------ RECORD EXTRACTS ------

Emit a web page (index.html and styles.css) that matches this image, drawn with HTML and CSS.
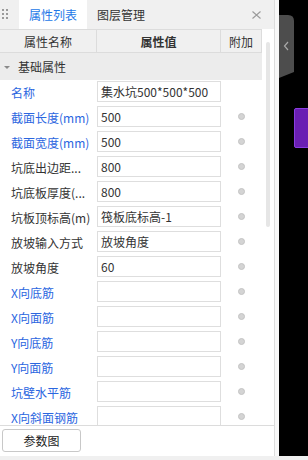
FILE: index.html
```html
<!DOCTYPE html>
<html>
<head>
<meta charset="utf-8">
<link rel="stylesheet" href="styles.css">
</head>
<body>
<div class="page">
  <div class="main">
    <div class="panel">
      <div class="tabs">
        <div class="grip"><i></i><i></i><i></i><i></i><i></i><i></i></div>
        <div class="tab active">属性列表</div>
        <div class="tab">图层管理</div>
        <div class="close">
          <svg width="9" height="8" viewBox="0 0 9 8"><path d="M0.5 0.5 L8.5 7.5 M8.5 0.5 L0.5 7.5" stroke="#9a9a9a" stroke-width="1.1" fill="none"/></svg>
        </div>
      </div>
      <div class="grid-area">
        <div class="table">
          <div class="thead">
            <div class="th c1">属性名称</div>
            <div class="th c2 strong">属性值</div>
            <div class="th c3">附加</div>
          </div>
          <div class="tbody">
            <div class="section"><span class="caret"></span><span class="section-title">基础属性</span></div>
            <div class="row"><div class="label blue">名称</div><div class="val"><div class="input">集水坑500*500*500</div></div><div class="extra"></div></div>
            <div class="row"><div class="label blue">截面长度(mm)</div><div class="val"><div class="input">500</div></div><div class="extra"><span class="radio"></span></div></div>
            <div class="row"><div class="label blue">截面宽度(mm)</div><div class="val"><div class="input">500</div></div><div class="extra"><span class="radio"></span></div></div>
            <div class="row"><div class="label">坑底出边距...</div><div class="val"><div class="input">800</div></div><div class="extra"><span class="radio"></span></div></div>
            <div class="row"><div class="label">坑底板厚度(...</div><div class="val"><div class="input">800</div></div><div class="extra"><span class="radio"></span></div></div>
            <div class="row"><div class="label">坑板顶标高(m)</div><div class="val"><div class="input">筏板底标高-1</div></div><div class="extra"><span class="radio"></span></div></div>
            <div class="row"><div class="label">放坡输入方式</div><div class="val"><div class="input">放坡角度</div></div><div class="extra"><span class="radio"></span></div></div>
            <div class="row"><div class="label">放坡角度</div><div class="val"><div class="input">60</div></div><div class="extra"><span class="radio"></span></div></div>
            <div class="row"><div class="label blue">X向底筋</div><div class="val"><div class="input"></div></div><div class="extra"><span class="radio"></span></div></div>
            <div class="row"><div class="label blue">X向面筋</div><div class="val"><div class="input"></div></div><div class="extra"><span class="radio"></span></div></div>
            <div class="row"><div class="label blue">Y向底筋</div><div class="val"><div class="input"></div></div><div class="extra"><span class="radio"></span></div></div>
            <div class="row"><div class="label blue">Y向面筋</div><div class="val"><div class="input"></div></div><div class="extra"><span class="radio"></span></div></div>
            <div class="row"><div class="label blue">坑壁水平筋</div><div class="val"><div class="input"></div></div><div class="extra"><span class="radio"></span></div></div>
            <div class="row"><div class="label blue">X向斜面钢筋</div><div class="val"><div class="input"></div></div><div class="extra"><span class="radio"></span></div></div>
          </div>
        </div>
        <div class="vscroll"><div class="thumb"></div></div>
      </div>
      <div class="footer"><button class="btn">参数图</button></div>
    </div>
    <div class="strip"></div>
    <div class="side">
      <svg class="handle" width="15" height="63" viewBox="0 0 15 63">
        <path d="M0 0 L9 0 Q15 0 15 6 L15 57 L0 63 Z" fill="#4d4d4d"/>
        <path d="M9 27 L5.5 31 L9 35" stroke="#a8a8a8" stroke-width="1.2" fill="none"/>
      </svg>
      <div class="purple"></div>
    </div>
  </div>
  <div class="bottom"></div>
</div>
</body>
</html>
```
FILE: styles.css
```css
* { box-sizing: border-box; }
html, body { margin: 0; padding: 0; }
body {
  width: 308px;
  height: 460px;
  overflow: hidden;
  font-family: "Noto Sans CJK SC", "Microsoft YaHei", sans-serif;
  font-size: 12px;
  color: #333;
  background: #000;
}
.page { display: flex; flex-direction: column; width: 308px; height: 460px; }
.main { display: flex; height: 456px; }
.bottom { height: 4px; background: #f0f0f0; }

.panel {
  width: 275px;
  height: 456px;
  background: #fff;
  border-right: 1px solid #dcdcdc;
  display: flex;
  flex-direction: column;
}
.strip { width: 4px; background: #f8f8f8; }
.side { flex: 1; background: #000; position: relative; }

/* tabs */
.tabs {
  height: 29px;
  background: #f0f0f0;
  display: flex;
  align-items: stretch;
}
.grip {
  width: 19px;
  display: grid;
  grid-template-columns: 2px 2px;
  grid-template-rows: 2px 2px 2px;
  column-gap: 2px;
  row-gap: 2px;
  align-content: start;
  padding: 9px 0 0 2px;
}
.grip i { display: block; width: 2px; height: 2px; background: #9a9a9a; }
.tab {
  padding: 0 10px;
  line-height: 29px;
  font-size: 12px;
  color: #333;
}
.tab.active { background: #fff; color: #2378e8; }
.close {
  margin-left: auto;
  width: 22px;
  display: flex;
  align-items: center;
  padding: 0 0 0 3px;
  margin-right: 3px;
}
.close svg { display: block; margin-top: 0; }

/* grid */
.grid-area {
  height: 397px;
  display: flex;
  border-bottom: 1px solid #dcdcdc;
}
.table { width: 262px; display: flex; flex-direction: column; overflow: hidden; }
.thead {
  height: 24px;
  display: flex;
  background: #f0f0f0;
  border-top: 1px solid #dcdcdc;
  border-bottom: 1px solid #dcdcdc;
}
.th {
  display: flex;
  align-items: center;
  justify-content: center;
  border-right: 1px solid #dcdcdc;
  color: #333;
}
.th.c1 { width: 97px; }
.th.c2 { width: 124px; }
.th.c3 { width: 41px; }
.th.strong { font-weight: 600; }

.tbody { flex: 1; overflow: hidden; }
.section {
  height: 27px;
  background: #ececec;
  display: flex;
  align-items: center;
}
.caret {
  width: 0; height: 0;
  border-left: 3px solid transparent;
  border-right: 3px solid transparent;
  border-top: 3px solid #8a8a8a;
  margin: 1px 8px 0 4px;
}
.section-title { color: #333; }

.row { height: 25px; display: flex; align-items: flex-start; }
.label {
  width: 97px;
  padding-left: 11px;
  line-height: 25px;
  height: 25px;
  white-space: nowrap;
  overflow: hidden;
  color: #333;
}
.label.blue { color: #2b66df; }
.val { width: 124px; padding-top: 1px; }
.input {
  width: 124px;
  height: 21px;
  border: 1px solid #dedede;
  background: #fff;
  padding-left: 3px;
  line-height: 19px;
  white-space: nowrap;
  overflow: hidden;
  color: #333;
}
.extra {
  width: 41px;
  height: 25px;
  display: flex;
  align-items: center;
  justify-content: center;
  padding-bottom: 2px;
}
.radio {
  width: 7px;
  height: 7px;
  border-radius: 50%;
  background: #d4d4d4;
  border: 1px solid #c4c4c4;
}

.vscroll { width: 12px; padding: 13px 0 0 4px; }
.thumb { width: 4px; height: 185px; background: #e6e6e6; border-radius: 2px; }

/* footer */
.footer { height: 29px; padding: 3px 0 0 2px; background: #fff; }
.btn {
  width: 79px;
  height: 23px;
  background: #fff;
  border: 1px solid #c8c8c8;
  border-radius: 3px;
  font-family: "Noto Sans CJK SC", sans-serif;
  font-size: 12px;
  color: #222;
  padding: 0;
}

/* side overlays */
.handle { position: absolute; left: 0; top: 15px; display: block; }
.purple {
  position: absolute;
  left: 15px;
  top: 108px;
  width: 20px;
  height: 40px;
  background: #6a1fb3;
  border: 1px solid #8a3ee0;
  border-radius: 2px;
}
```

------
------ RECORD EXTRACTS ------

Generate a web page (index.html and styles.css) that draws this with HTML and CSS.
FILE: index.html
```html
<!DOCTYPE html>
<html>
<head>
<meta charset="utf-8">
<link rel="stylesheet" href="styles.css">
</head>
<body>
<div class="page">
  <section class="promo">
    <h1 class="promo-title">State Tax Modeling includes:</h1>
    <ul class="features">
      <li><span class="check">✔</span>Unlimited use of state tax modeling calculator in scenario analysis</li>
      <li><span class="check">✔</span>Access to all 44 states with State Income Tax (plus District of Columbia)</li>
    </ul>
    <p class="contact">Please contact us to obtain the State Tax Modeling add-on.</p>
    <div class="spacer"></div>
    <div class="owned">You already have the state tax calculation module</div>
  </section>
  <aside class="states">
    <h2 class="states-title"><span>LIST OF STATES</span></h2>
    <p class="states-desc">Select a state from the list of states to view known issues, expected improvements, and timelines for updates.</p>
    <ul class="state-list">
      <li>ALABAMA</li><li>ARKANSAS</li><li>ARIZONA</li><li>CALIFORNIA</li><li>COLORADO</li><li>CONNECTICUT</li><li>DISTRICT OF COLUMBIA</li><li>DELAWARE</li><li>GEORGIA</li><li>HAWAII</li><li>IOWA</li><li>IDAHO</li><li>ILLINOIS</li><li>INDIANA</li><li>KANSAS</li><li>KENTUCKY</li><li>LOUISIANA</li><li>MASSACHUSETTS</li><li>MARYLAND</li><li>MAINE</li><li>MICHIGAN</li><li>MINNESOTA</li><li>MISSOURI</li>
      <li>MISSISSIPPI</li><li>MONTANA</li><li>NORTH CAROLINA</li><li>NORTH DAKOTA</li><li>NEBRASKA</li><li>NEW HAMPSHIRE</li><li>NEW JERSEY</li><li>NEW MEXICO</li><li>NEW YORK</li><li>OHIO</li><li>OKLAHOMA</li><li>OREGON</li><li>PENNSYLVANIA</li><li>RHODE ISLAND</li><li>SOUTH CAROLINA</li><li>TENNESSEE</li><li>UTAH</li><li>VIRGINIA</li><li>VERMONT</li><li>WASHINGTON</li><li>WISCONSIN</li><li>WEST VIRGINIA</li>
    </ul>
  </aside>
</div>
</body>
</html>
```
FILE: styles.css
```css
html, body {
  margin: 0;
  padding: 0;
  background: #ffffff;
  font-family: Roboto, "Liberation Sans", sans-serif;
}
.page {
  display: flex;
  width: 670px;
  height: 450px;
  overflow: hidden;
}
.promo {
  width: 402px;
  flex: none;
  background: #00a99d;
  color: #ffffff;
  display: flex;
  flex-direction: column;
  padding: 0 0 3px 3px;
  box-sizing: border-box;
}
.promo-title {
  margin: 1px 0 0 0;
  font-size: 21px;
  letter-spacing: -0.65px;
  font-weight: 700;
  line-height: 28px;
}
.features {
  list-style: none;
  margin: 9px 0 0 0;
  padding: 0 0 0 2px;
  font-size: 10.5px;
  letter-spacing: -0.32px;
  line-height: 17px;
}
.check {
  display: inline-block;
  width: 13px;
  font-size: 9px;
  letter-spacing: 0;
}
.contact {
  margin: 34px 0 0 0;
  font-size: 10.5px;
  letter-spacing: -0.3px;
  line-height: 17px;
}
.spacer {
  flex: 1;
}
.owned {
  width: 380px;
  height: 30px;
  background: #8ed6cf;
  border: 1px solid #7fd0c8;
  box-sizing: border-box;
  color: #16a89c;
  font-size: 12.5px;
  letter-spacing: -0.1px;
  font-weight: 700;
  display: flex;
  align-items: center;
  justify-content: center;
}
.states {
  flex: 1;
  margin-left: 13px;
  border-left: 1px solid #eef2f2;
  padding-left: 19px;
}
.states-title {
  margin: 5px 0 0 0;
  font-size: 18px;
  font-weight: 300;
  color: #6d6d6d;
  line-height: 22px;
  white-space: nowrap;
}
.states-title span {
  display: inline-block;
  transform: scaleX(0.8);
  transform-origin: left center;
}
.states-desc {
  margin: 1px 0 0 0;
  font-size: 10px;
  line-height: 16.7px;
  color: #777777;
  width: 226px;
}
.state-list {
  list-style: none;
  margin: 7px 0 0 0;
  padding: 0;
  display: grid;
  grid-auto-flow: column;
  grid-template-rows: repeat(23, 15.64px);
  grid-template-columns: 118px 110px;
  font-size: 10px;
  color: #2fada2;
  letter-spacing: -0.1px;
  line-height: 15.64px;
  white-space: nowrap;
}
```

------

→ **STATED EXERCISE**
Check each line of the records for "page" and copy the ones that contain it.

→ **RESPONSE BELOW**
Emit a web page (index.html and styles.css) that matches this image, drawn with HTML and CSS.
<div class="page">
.page { display: flex; flex-direction: column; width: 308px; height: 460px; }
Generate a web page (index.html and styles.css) that draws this with HTML and CSS.
<div class="page">
.page {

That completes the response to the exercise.